Joseph Romm: Well, that is a dwindling group of people. I say, in the book, that you could fit them all in a bathtub or maybe a shower stall these days. It is important to address the natural cycles argument. People often use the phrase natural cycles and they think it means random cycles. It wasn't random, the climate change, in the past, when the Earth's orbit changed enough to bring more heat to the Northern Hemisphere during the summertime. We are now taking the place of those orbital changes by pouring out heat trapping gases that's not only bringing heat to the Northern Hemisphere in the summertime, but every other time also. So we're actually overwhelming the natural cycles and now it's human dominated. It's dominated by human emissions of greenhouse gases.
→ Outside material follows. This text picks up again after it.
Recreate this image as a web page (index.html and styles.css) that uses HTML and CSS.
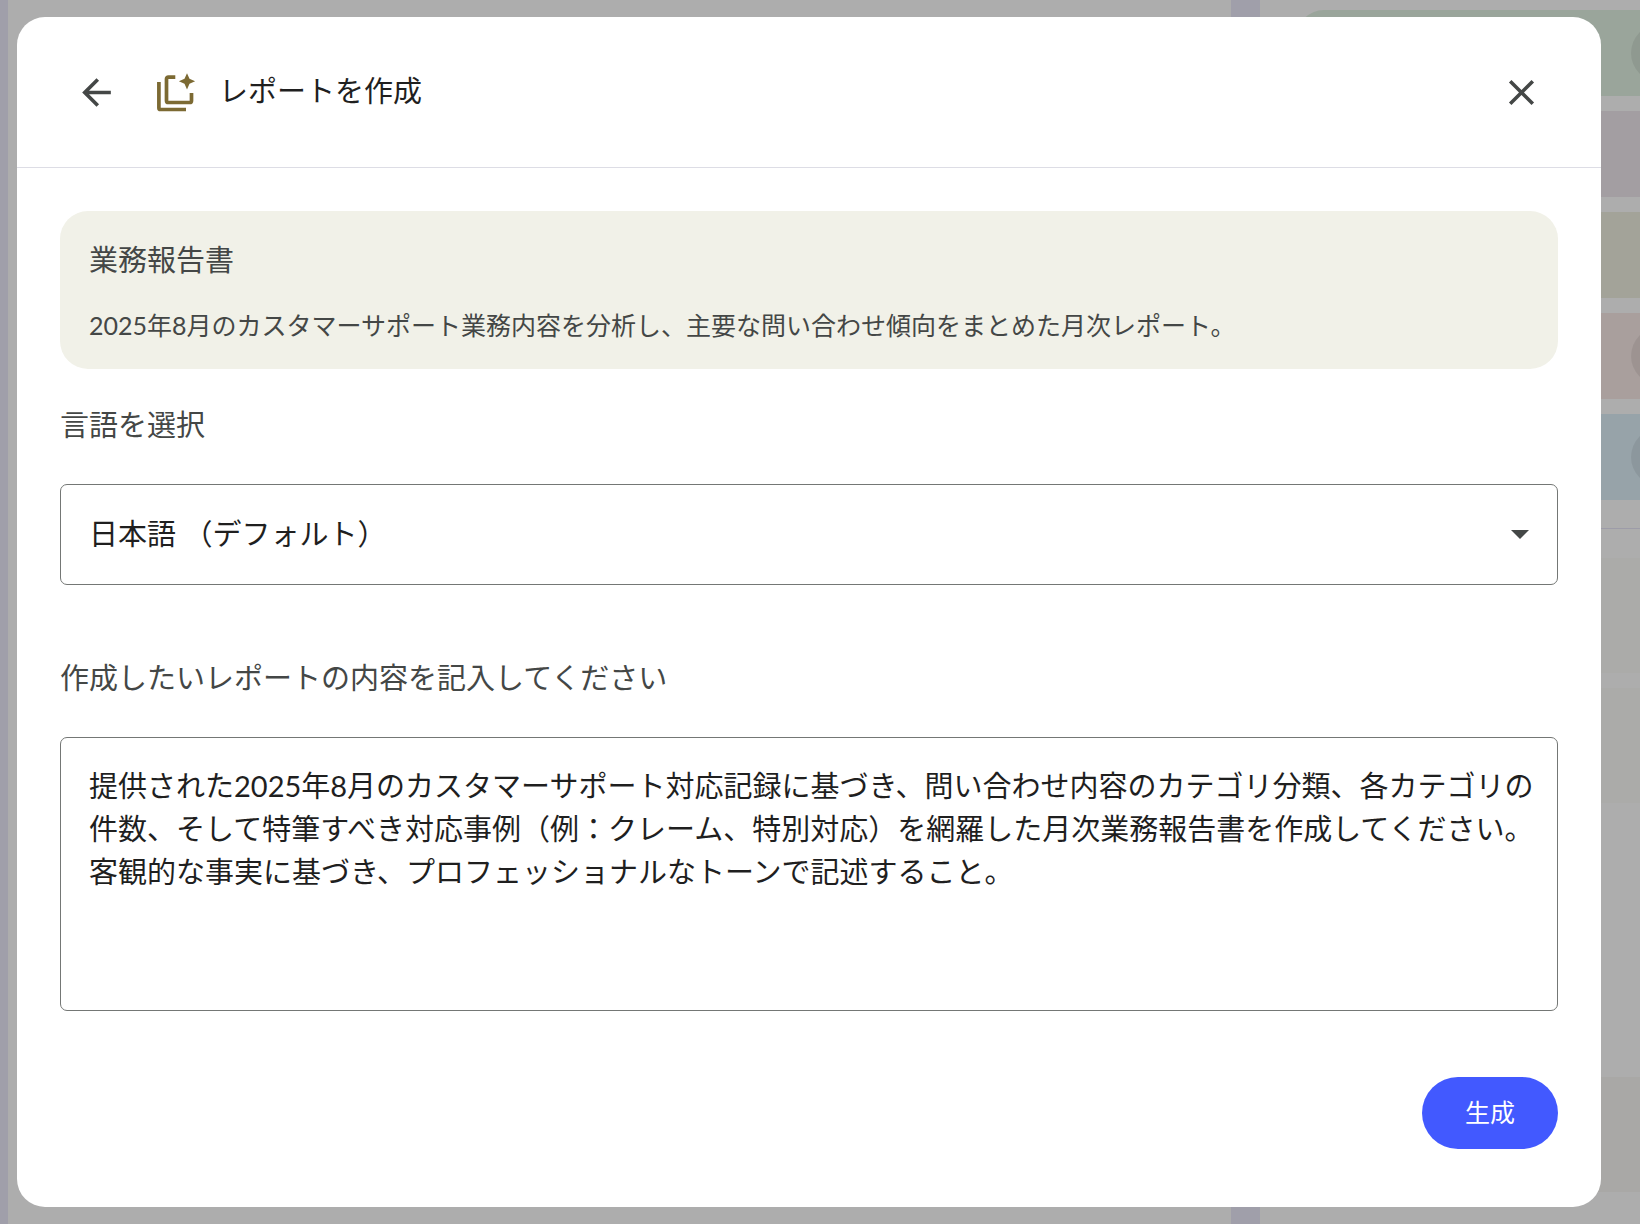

Monica Trauzzi: With the Democrats in power now are you expecting a shift in policy change or will it be politics as usual?

Joseph Romm: Well, unfortunately, the president doesn't seem to have changed his position. We can listen in the State of the Union address to see what he says, but I think he's just going to sort of give a lot of rhetoric and not do very much. But it's very clear that Nancy Pelosi, in the House, and Senator Reid, in the Senate, have said they're going to take strong action. And Barbara Boxer, in particular, taking over from James Inhofe in the Environment and Public Works Committee is a very big deal. So I expect we will see action. Are we going to see a trading system for carbon? I don't think so because Bush campaigned on that and then reneged on it. But I think we're going to see fuel economy standards for cars, renewable portfolio standards for renewable technologies, and a variety of other technology enhancing programs like vet more R&D and more tax credits.
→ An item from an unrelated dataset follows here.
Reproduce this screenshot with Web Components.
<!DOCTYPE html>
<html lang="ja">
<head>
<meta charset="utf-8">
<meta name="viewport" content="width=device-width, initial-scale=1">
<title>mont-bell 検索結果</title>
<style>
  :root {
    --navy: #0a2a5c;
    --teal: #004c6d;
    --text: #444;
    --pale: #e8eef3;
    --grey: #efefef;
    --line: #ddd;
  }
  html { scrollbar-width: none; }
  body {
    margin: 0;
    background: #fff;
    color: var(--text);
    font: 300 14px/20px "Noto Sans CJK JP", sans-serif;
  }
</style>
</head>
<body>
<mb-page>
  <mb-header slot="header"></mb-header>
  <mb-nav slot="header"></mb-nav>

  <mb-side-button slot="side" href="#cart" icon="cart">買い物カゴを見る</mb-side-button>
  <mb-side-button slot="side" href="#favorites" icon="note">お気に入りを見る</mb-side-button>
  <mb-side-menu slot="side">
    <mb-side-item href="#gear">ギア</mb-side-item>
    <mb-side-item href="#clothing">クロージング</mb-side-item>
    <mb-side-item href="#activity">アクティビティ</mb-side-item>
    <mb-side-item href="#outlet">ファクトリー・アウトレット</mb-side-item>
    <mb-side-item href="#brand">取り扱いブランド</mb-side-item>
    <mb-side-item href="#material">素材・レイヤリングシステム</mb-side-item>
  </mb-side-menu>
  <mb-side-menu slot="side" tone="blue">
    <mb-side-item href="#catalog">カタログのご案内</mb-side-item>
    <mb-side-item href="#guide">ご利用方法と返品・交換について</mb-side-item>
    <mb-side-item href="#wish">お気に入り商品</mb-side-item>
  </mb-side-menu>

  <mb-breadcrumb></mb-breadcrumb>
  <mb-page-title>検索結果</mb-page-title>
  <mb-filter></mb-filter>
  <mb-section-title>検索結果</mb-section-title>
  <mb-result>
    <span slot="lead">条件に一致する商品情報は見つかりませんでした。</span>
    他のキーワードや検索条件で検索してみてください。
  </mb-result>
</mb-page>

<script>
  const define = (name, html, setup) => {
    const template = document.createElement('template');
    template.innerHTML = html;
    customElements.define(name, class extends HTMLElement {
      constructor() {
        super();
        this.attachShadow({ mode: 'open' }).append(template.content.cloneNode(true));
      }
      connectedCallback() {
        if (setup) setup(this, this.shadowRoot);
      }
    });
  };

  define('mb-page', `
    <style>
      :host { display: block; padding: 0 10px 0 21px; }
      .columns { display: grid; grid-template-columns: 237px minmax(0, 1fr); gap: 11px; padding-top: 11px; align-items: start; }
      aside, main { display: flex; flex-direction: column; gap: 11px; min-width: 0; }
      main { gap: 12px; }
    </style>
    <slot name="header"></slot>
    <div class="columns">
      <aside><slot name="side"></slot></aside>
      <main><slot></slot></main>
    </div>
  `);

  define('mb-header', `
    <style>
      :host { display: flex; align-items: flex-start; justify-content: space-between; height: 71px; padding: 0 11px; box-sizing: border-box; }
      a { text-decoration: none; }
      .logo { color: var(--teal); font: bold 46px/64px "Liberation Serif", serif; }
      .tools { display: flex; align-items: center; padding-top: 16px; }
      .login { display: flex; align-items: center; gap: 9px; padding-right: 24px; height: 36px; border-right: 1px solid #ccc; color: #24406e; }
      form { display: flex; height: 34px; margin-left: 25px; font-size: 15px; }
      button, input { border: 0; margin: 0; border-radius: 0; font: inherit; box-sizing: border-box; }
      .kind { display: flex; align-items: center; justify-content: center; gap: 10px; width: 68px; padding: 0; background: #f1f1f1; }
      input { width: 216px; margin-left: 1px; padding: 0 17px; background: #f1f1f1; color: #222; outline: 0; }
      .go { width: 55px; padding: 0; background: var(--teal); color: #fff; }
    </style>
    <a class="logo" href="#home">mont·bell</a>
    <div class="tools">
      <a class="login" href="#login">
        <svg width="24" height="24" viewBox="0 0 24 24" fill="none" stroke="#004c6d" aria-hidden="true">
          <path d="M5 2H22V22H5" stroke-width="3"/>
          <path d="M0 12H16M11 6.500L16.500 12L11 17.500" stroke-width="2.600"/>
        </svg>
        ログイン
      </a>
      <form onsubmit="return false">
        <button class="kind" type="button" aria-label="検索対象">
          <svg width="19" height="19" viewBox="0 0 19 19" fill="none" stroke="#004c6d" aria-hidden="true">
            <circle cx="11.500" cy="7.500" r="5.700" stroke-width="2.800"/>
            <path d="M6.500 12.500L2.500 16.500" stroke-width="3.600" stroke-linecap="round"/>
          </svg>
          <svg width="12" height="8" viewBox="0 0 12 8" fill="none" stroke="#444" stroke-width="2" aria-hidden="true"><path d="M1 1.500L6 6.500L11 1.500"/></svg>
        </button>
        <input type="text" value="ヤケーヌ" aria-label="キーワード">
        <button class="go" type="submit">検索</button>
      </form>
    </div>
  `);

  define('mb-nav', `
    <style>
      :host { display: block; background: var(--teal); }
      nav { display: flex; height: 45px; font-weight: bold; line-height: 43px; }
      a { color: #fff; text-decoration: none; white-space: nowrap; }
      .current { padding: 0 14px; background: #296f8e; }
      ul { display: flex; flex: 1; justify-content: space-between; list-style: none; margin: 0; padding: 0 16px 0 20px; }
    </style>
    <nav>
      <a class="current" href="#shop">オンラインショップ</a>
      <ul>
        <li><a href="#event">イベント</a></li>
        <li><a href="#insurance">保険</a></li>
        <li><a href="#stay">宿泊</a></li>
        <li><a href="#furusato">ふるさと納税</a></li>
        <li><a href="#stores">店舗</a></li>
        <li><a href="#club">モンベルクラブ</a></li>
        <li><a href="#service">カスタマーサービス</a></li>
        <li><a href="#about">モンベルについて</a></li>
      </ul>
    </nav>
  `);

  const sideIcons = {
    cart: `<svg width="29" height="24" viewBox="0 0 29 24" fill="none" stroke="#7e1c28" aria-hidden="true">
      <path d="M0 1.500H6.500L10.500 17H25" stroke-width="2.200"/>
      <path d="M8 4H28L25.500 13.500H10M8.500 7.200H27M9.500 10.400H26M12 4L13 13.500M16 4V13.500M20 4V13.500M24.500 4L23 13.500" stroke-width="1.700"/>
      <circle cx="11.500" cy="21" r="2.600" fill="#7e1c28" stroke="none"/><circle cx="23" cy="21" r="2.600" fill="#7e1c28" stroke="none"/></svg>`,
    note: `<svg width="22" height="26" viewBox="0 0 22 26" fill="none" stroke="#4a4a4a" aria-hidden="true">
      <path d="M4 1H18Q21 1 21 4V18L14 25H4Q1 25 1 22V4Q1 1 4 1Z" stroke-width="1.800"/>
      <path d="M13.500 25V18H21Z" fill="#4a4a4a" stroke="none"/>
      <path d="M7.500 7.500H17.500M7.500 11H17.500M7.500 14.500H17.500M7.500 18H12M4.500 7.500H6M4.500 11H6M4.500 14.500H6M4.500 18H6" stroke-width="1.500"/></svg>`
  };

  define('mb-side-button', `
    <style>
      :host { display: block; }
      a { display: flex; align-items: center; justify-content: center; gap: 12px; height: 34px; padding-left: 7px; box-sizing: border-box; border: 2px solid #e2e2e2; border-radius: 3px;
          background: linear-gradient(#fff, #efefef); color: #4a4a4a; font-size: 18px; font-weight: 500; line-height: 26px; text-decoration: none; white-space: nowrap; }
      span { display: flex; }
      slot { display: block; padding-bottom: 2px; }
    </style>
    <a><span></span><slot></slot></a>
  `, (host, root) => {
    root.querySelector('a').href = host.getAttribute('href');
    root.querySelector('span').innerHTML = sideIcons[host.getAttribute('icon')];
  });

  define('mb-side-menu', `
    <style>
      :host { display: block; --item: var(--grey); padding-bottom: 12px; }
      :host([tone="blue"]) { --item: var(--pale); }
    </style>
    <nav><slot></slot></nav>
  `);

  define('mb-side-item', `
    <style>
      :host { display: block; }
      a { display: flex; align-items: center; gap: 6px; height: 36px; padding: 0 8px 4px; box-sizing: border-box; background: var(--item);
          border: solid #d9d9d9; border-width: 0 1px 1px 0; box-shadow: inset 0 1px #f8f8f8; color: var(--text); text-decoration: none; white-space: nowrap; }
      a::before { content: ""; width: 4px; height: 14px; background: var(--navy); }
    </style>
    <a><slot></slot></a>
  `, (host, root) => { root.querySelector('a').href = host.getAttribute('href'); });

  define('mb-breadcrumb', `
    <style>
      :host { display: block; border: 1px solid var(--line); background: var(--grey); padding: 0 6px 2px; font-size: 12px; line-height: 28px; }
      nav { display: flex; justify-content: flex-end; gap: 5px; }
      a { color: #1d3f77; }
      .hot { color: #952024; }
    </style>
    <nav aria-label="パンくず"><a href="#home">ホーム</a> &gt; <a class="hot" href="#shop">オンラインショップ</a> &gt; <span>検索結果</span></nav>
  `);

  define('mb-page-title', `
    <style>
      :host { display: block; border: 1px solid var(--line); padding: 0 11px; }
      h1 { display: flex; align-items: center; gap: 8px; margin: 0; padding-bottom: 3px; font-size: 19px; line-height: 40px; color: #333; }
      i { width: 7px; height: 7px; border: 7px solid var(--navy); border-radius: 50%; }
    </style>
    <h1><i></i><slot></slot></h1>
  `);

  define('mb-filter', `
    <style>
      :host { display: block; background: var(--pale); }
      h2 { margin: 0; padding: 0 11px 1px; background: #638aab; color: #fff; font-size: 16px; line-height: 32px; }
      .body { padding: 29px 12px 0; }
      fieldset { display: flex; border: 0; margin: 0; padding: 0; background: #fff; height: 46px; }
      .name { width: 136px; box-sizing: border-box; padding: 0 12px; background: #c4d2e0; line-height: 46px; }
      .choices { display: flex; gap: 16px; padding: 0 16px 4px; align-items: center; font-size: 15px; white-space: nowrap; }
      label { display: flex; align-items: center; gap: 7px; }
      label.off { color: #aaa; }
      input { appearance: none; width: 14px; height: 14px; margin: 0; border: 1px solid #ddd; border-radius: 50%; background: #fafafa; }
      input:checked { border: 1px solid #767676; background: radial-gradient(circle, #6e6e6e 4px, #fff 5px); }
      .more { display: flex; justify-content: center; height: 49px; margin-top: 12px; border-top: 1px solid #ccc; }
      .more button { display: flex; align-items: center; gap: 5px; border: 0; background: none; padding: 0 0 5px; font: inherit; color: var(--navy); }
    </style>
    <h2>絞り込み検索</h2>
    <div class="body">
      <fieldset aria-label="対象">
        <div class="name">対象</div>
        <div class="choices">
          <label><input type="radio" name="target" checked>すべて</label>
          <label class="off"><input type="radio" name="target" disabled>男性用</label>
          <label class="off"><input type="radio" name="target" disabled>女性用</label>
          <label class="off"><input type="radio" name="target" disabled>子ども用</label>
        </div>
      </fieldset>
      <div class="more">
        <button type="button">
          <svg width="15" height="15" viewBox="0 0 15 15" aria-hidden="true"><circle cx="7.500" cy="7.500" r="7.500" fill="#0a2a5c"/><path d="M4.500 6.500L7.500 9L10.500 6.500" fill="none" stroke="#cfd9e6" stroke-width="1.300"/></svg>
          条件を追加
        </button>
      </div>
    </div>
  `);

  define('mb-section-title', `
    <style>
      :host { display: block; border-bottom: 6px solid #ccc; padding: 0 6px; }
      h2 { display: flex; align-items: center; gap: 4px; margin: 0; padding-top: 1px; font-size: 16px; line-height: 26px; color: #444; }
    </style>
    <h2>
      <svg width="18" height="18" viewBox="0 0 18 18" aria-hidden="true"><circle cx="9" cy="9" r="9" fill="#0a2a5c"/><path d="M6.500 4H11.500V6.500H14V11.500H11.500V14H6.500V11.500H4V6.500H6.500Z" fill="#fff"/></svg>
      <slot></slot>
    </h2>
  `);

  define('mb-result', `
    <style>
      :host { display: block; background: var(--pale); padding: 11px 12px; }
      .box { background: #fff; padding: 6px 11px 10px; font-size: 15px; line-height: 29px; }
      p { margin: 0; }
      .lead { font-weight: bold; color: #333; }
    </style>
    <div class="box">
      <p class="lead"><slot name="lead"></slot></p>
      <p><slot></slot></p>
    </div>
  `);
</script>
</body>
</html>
Monica Trauzzi: You mentioned Jim Inhofe and I wanted to talk a little bit more specifically about the impact that he's had on the climate change debate. He's still a ranking member, do you think he's going to continue to have an impact and influence other Republicans?

Joseph Romm: Well, the question is, will the Republicans try to filibuster a bill? That's the big question. Do you need 51 votes or -- I mean there have been threats from Jim Inhofe and his staff that you're going to need 60 votes in order to pass something. Well, that's a tough threshold. So I think, and I've often said this, right now progressives understand the solutions to global warming and support them and are trying to enact them. Al Gore has been a real leader in this area. Conservatives have been sticking their heads in the sand and spreading disinformation. And when push comes to shove, really, the future of this planet will depend on whether conservatives are willing to embrace the solutions needed to avoid catastrophic warming.

Monica Trauzzi: And you refer to these conservatives as deniers and delayers in the book. If what they're saying isn't true, why have they been so successful in getting their opinions out?

Joseph Romm: Well, you could ask why they've been successful in a lot of areas. Why are we mired in Iraq where there are no weapons of mass distraction? The fact is that the conservative movement has been better at rhetoric and messaging than the progressive movement. And I have a long discussion in "Hell and High Water" of the rhetoric of the conservatives and how we can possibly try to overcome it. But what you say is certainly true, they have been very effective. They have been very well-financed. There was a study that just came out from the Union of Concern Scientists on how Exxon Mobil has pumped millions and millions of dollars into these shadow groups and conservative think tanks in order to fund scientists who would spread their disinformation.

Monica Trauzzi: The Energy Information Administration recently found that mandatory steps to reduce greenhouse gas emissions could be achieved at low cost to the American public and wouldn't have a major effect on the economy. And the economic impact is something that the President and Republicans have been adamant about. They've said we don't want to cut emissions because we're afraid of the effect it might have on the economy. Do you think this recent report will change the rhetoric a bit and will get them to come onboard with cutting emissions?

Joseph Romm: Well, I think it's an important report. I mean I think it found that we could have some substantial reductions off of projected emissions and only 0.1 percent of GDP would be the impact. So I think it's now time for people to put up or shut up. You know, we've seen that you can have climate regulations without a big impact on the economy. The important point to realize is doing nothing is just not an option. Doing nothing, stay the course on global warming is going to lead to rapid sea level rise and a bunch of other terrible impacts that future generations will curse our name over if we don't prevent.

Monica Trauzzi: How much of an impact do you think the 2008 presidential elections will have, the run-up to the '08 elections? How is that going to impact the debate?

Joseph Romm: Well, I think 2008 will be the centerpiece because those of us who say we have 10 years to act are really saying, hey, the next president had better make this their top priority domestically and internationally or else we're not going to solve the problem. So I expect that this will be a major issue in the campaign. And the fortunate thing is that both the Republican front-runner, John McCain, and the Democratic front runners, Hillary Clinton and Barrack Obama, have stated that they feel strong climate regulations are needed.

Monica Trauzzi: A portion of the book is devoted to criticizing the mainstream media for its coverage of climate change stories. Why do you have issues with the media? And should the naysayers have a place, have a platform to speak about their opinions about climate change?

Joseph Romm: Well, the media has this notion that you have to give both sides equal time, even if, in this case, 99.9 percent of the scientists believe one thing and a small number of scientists, usually funded by the fossil fuel industry, state another thing. And I just think the media coverage has been incomplete. There have been a lot of stories about recent heat waves or the record wildfire season that hasn't talked about the impact that climate is having on that. This is a tricky subject, but I think it's incumbent on the media to understand what's going on and report what the growing, emerging consensus is and not spend a lot of time with industry flaks who are spreading disinformation.

Monica Trauzzi: OK. We're going to end it on that note. Thanks for joining me Joe.

Joseph Romm: My pleasure.

Monica Trauzzi: This is OnPoint. I'm Monica Trauzzi. Thanks for watching.